More than 14 million sq. ft. has been leased to date in 2011, up from nearly 10 million sq. ft. in April, and an increase of 35.4% from last year at this time. In the first five months of the year, Cushman & Wakefield tracked 23 transactions with taking rents starting above $100 per sq. ft. The weighted average net effective rent of these transactions was $118.58 per sq. ft.

Overall asking rents in Manhattan registered $55.29 per sq. ft., and have increased an average of 19 cents per sq. ft. every month since the beginning of the year. The average asking rent for Class-A space rose to $63.24 per sq. ft. That’s up from $61.96 per sq. ft. at the end of 2010, a 2.1% increase.

Vacant space in Manhattan is down nearly 2.4 million sq. ft. since the end of 2010 to 38.8 million sq. ft. The lack of sublease space added to the market is a key contributing factor in the declining vacancy rate. Sublease space decreased the past six months and now stands at 5.8 million sq. ft., which accounts for only 14.8% of all available space in Manhattan, down from 22.5% at the end of May 2010.

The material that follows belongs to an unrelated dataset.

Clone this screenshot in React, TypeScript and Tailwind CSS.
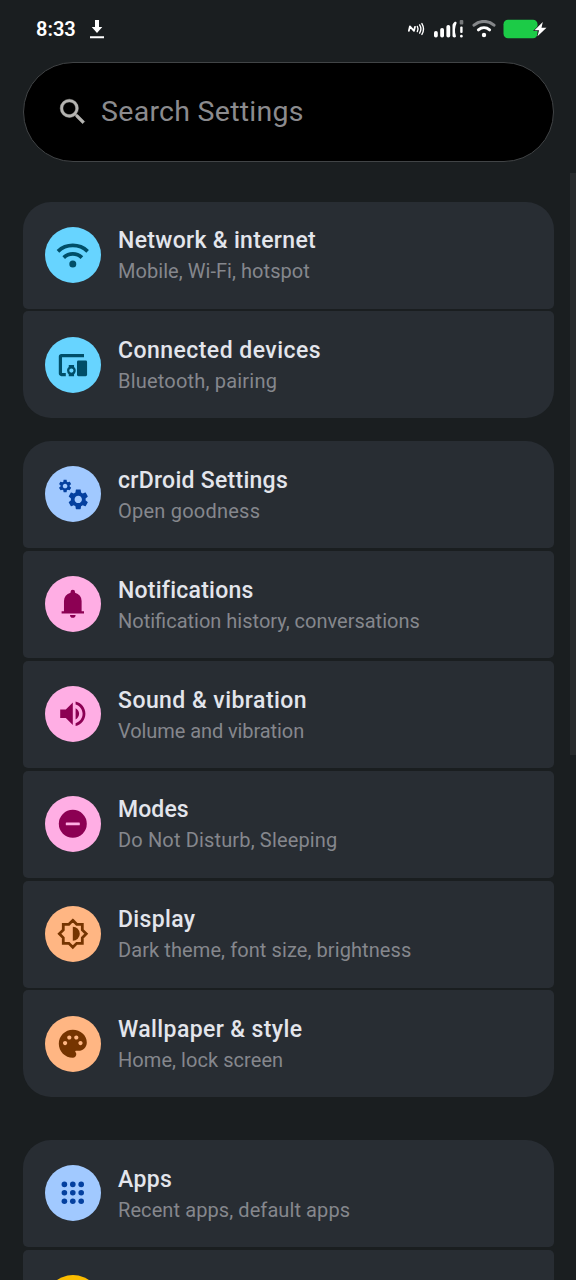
import type { ReactNode } from "react";
import clsx from "clsx";

const gear =
  "M19.14 12.94c.04-.3.06-.61.06-.94 0-.32-.02-.64-.07-.94l2.03-1.58c.18-.14.23-.41.12-.61l-1.92-3.32c-.12-.22-.37-.29-.59-.22l-2.39.96c-.5-.38-1.03-.7-1.62-.94l-.36-2.54c-.04-.24-.24-.41-.48-.41h-3.84c-.24 0-.43.17-.47.41l-.36 2.54c-.59.24-1.13.57-1.62.94l-2.39-.96c-.22-.08-.47 0-.59.22L2.74 8.87c-.12.21-.08.47.12.61l2.03 1.58c-.05.3-.09.63-.09.94s.02.64.07.94l-2.03 1.58c-.18.14-.23.41-.12.61l1.92 3.32c.12.22.37.29.59.22l2.39-.96c.5.38 1.03.7 1.62.94l.36 2.54c.05.24.24.41.48.41h3.84c.24 0 .44-.17.47-.41l.36-2.54c.59-.24 1.13-.56 1.62-.94l2.39.96c.22.08.47 0 .59-.22l1.92-3.32c.12-.22.07-.47-.12-.61l-2.01-1.58zM12 15.6c-1.98 0-3.6-1.62-3.6-3.6s1.62-3.6 3.6-3.6 3.6 1.62 3.6 3.6-1.62 3.6-3.6 3.6z";

const icons = {
  wifi: (
    <>
      <g fill="none" stroke="currentColor" strokeWidth="2.7">
        <path d="M1.4 9.5a15.6 15.6 0 0 1 21.2 0" />
        <path d="M5.5 14a9.4 9.4 0 0 1 13 0" />
      </g>
      <circle cx="12" cy="18.5" r="2.5" />
    </>
  ),
  devices: (
    <>
      <path d="M4.3 6.6H20V4.3H3.8C2.8 4.3 2 5.1 2 6.1v12.2c0 1 .8 1.8 1.8 1.8H7v-2.3H4.3z" />
      <path
        fillRule="evenodd"
        d="M9.1 12.1h3.8v1.5c.8.6 1.2 1.4 1.2 2.5s-.4 2-1.2 2.6v1.4H9.1v-1.4a3.4 3.4 0 0 1-1.2-2.6c0-1.1.4-1.9 1.2-2.5zm1.9 2.5a1.5 1.5 0 1 0 0 3 1.5 1.5 0 0 0 0-3z"
      />
      <rect x="15" y="9" width="7.2" height="11.1" rx="1" />
    </>
  ),
  gears: (
    <>
      <path d={gear} transform="translate(7.14 7.24) scale(.73)" />
      <path d={gear} transform="translate(.98 .88) scale(.46)" />
    </>
  ),
  bell: (
    <path d="M4 19v-1.7h1.7V10a6.3 6.3 0 0 1 4.7-5.9v-.5a1.6 1.6 0 0 1 3.2 0v.5a6.3 6.3 0 0 1 4.7 5.9v7.3H20V19zM12 22a2 2 0 0 1-2-2h4a2 2 0 0 1-2 2z" />
  ),
  volume: (
    <path d="M3 9v6h4l5 5V4L7 9zM16.5 12c0-1.77-1.02-3.29-2.5-4.03v8.05c1.48-.73 2.5-2.25 2.5-4.02zM14 3.23v2.06c2.89.86 5 3.54 5 6.71s-2.11 5.85-5 6.71v2.06c4.01-.91 7-4.49 7-8.77s-2.99-7.86-7-8.77z" />
  ),
  modes: (
    <>
      <circle cx="12" cy="12" r="10" />
      <rect x="7" y="11" width="10" height="2" rx=".4" className="fill-[#ffaee4]" />
    </>
  ),
  display: (
    <>
      <path
        d="M12 2.4l2.8 2.8h4v4l2.8 2.8-2.8 2.8v4h-4L12 21.6l-2.8-2.8h-4v-4L2.4 12l2.8-2.8v-4h4z"
        fill="none"
        stroke="currentColor"
        strokeWidth="2"
      />
      <path d="M12 7a5 5 0 0 1 0 10z" />
    </>
  ),
  palette: (
    <path d="M12 2C6.49 2 2 6.49 2 12s4.49 10 10 10c1.38 0 2.5-1.12 2.5-2.5 0-.61-.23-1.2-.64-1.67-.08-.1-.13-.21-.13-.33 0-.28.22-.5.5-.5H16c3.31 0 6-2.69 6-6 0-4.96-4.49-9-10-9zm-5.5 11c-.83 0-1.5-.67-1.5-1.5S5.67 10 6.5 10s1.5.67 1.5 1.5S7.33 13 6.5 13zm3-4C8.67 9 8 8.33 8 7.5S8.67 6 9.5 6s1.5.67 1.5 1.5S10.33 9 9.5 9zm5 0c-.83 0-1.5-.67-1.5-1.5S13.67 6 14.5 6s1.5.67 1.5 1.5S15.33 9 14.5 9zm3 4c-.83 0-1.5-.67-1.5-1.5s.67-1.5 1.5-1.5 1.5.67 1.5 1.5-.67 1.5-1.5 1.5z" />
  ),
  apps: (
    <>
      {[6, 12, 18].flatMap((y) =>
        [6, 12, 18].map((x) => <circle key={`${x}-${y}`} cx={x} cy={y} r="2" />)
      )}
    </>
  ),
  storage: <path d="M3 20h18v-4H3zM3 4v4h18V4zM3 14h18v-4H3z" />,
};

type Item = {
  icon: keyof typeof icons;
  tone: string;
  title: string;
  titleTracking: string;
  note: string;
  noteTracking: string;
};

const cyan = "bg-[#67d4ff] text-[#004e68]";
const blue = "bg-[#a1c9ff] text-[#04409f]";
const pink = "bg-[#ffaee4] text-[#8c0053]";
const orange = "bg-[#ffb683] text-[#753400]";
const yellow = "bg-[#fcbd00] text-[#5c4200]";

const groups: { spacing: string; items: Item[] }[] = [
  {
    spacing: "mt-[40px]",
    items: [
      { icon: "wifi", tone: cyan, title: "Network & internet", titleTracking: "tracking-[0.32px]", note: "Mobile, Wi-Fi, hotspot", noteTracking: "tracking-[0.05px]" },
      { icon: "devices", tone: cyan, title: "Connected devices", titleTracking: "tracking-[0.46px]", note: "Bluetooth, pairing", noteTracking: "tracking-[0.2px]" },
    ],
  },
  {
    spacing: "mt-[22.6px]",
    items: [
      { icon: "gears", tone: blue, title: "crDroid Settings", titleTracking: "tracking-[0.27px]", note: "Open goodness", noteTracking: "tracking-[0.23px]" },
      { icon: "bell", tone: pink, title: "Notifications", titleTracking: "tracking-[0.24px]", note: "Notification history, conversations", noteTracking: "tracking-normal" },
      { icon: "volume", tone: pink, title: "Sound & vibration", titleTracking: "tracking-[0.45px]", note: "Volume and vibration", noteTracking: "tracking-[-0.08px]" },
      { icon: "modes", tone: pink, title: "Modes", titleTracking: "tracking-[0.1px]", note: "Do Not Disturb, Sleeping", noteTracking: "tracking-[0.15px]" },
      { icon: "display", tone: orange, title: "Display", titleTracking: "tracking-[0.34px]", note: "Dark theme, font size, brightness", noteTracking: "tracking-[0.09px]" },
      { icon: "palette", tone: orange, title: "Wallpaper & style", titleTracking: "tracking-[0.39px]", note: "Home, lock screen", noteTracking: "tracking-[0.06px]" },
    ],
  },
  {
    spacing: "mt-[42.4px]",
    items: [
      { icon: "apps", tone: blue, title: "Apps", titleTracking: "tracking-[0.35px]", note: "Recent apps, default apps", noteTracking: "tracking-[0.09px]" },
      { icon: "storage", tone: yellow, title: "Storage", titleTracking: "tracking-[0.3px]", note: "", noteTracking: "tracking-normal" },
    ],
  },
];

function Icon({ children, className }: { children: ReactNode; className?: string }) {
  return (
    <svg viewBox="0 0 24 24" fill="currentColor" className={clsx("size-[33.6px] shrink-0", className)}>
      {children}
    </svg>
  );
}

function StatusBar() {
  return (
    <header className="flex h-[61.5px] shrink-0 items-start justify-between pt-[16.5px] pr-[29px] pl-[36px] text-white">
      <div className="flex items-start">
        <span className="w-[54px] text-[20px] leading-[24px] font-semibold">8:33</span>
        <svg viewBox="0 0 14 19" fill="currentColor" className="mt-[3px] h-[19px] w-[14px]">
          <path d="M5 0h4v7h3.3L7 13 1.7 7H5zM0 16.3h14v1.9H0z" />
        </svg>
      </div>
      <div className="flex items-start">
        <svg viewBox="0 0 18 16" className="mt-[4.5px] h-[16px] w-[18px]" fill="none" stroke="currentColor" strokeLinecap="round">
          <path d="M.9 9.8L1.9 5.4 6 9.9 7 5.8" strokeWidth="1.8" strokeLinejoin="round" />
          <path d="M9.300 5.400q1.500 2.600 0 5.200M11.600 3.900q2.600 4.100 0 8.200M13.900 2.600q3.200 5.400 0 10.800" strokeWidth="1.400" />
        </svg>
        <svg viewBox="0 0 31 18" className="mt-[3.5px] ml-[7px] h-[18px] w-[31px]" fill="currentColor">
          <rect x="1" y="11" width="3.8" height="6.5" rx="1.8" />
          <rect x="7.2" y="8" width="3.8" height="9.5" rx="1.8" />
          <rect x="13.4" y="5" width="3.8" height="12.5" rx="1.8" />
          <path d="M21.300 2.300c.9-.8 2.300-.6 2.300.8-1.600 3.800-2.400 8.200-.6 13.300-.8 1.600-3.500 1.300-3.500-.6V5.500c0-1.300.8-2.200 1.800-3.200z" />
          <rect x="26.7" y="0" width="3.6" height="4.5" rx="1" className="fill-[#77797b]" />
          <rect x="27.2" y="6.5" width="2.4" height="6.5" rx="1" />
          <rect x="27.1" y="14.7" width="2.6" height="2.8" rx="1.2" />
        </svg>
        <svg viewBox="0 0 24 18" className="mt-[3.5px] ml-[7.5px] h-[18px] w-[24px]" fill="none" strokeLinecap="round">
          <path d="M2 5.2a15 15 0 0 1 20 0" className="stroke-[#85878a]" strokeWidth="3" />
          <path d="M6.4 9.8a8.8 8.8 0 0 1 11.2 0" stroke="currentColor" strokeWidth="3" />
          <circle cx="12" cy="15" r="2.2" fill="currentColor" />
        </svg>
        <svg viewBox="0 0 44 20" className="mt-[2.5px] ml-[7.5px] h-[20px] w-[44px]">
          <rect x="0.5" y="0.8" width="34" height="18.4" rx="4.5" className="fill-[#1ccb47]" />
          <path
            d="M39.8 3L31.5 11.3h4.6l-1.6 6L43.5 8.7h-5z"
            fill="currentColor"
            className="stroke-[#1b1e20]"
            strokeWidth="1.2"
            paintOrder="stroke"
          />
        </svg>
      </div>
    </header>
  );
}

function Row({ item, first, last }: { item: Item; first: boolean; last: boolean }) {
  return (
    <li
      className={clsx(
        "flex h-[107px] shrink-0 items-center gap-[17.5px] bg-[#282d33] pb-[0.4px] pl-[22px]",
        first ? "rounded-t-[28px]" : "rounded-t-[5px]",
        last ? "rounded-b-[28px]" : "rounded-b-[5px]"
      )}
    >
      <span className={clsx("flex size-[56px] shrink-0 items-center justify-center rounded-full", item.tone)}>
        <Icon>{icons[item.icon]}</Icon>
      </span>
      <span className="flex flex-col pt-[3px] whitespace-nowrap">
        <span className={clsx("text-[23px] leading-[31px] font-medium text-[#e3e5ec]", item.titleTracking)}>
          {item.title}
        </span>
        <span className={clsx("h-[31px] text-[20px] leading-[31px] text-[#85878d]", item.noteTracking)}>{item.note}</span>
      </span>
    </li>
  );
}

export default function App() {
  return (
    <div className="relative flex h-[1280px] w-[576px] flex-col overflow-hidden bg-[#1a1e20] font-['Roboto','Liberation_Sans',sans-serif]">
      <StatusBar />
      <main className="flex flex-col px-[22.5px]">
        <div className="flex h-[100px] items-center rounded-full border-[1.5px] border-[#414446] bg-black pl-[32px]">
          <Icon className="text-[#b5b4b1]">
            <path
              d="M15.5 14h-.79l-.28-.27A6.471 6.471 0 0 0 16 9.5 6.5 6.5 0 1 0 9.5 16c1.61 0 3.09-.59 4.23-1.57l.27.28v.79l5 4.99L20.49 19l-4.99-5zm-6 0C7.01 14 5 11.99 5 9.5S7.01 5 9.5 5 14 7.01 14 9.5 11.99 14 9.5 14z"
              stroke="currentColor"
              strokeWidth=".3"
            />
          </Icon>
          <span className="ml-[12px] text-[28.5px] leading-[36px] tracking-[0.27px] text-[#8b8b8e]">
            Search Settings
          </span>
        </div>
        {groups.map((group, g) => (
          <ul key={g} className={clsx("flex flex-col gap-[2.9px]", group.spacing)}>
            {group.items.map((item, i) => (
              <Row key={item.title} item={item} first={i === 0} last={i === group.items.length - 1} />
            ))}
          </ul>
        ))}
      </main>
      {/* scroll thumb */}
      <div className="absolute top-[173px] right-0 h-[582px] w-[6px] bg-[#282b2d]" />
    </div>
  );
}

The downtown Class-A market, in particular, has experienced a noticeable decline in total vacancy, decreasing to 9.8% from 10.2% in April. This is due to a number of new lease deals, most notably CNA Insurance at Two New York Plaza for 74,808 sq. ft. Meanwhile, Regus, the William J. Clinton Foundation and accounting firm BCRS Associates LLC took a total of 83,202 sq. ft. at 77 Water St.

Overall, leasing activity downtown year-to-date is up 190%. This number includes two pre-leasing deals, with Condé Nast taking 1 million sq. ft. at One World Trade Center and the City of New York taking 618,789 at Four World Trade Center. Even excluding these deals, downtown leasing activity through May exceeds the 2010 leasing activity totals by more than 500,000 sq. ft.

“This has been a very strong month, particularly for the downtown market, which has experienced a significant amount of leasing activity,” says Joseph Harbert, Cushman & Wakefield’s chief operating officer for the New York Metro Region. “The recent signing of the Condé Nast lease at One World Trade Center is an indication of the market’s positive momentum.”

The vacancy rates in the other two Manhattan markets surveyed by Cushman & Wakefield — Midtown and Midtown South — remained virtually unchanged from the prior month. The Midtown South market decreased its total vacancy to 7.6% from 7.7% a month ago. Midtown remained unchanged at 10.3%.

In Midtown, more than 2.2 million sq. ft. of leasing activity was recorded for the month of May, which is the highest monthly total since June 2006. This activity was due to new lease deals including Morrison & Foerster LLP for 180,000 sq. ft. at 250 W. 55th St. and Gilt Group for 98,646 sq. ft. at Two Park Ave.

Sublease space in the Midtown Class-A market, which accounts for 46% of inventory across the city, has been trending lower and represents 18.4% of total vacant space, or 3.7 million sq. ft. This decline has helped overall vacancy in the Midtown Class-A market decrease 2.1 percentage points from this time last year to 11.2%.

The overall Midtown South vacancy rate has decreased 2.5 percentage points since it peaked at 10.1% in January 2010. The total asking rents are $44.57 per sq. ft., with a year-over-year increase of 2.1%, or 91 cents per sq. ft. The supply of sublease space is very low, representing just 12% of overall available space.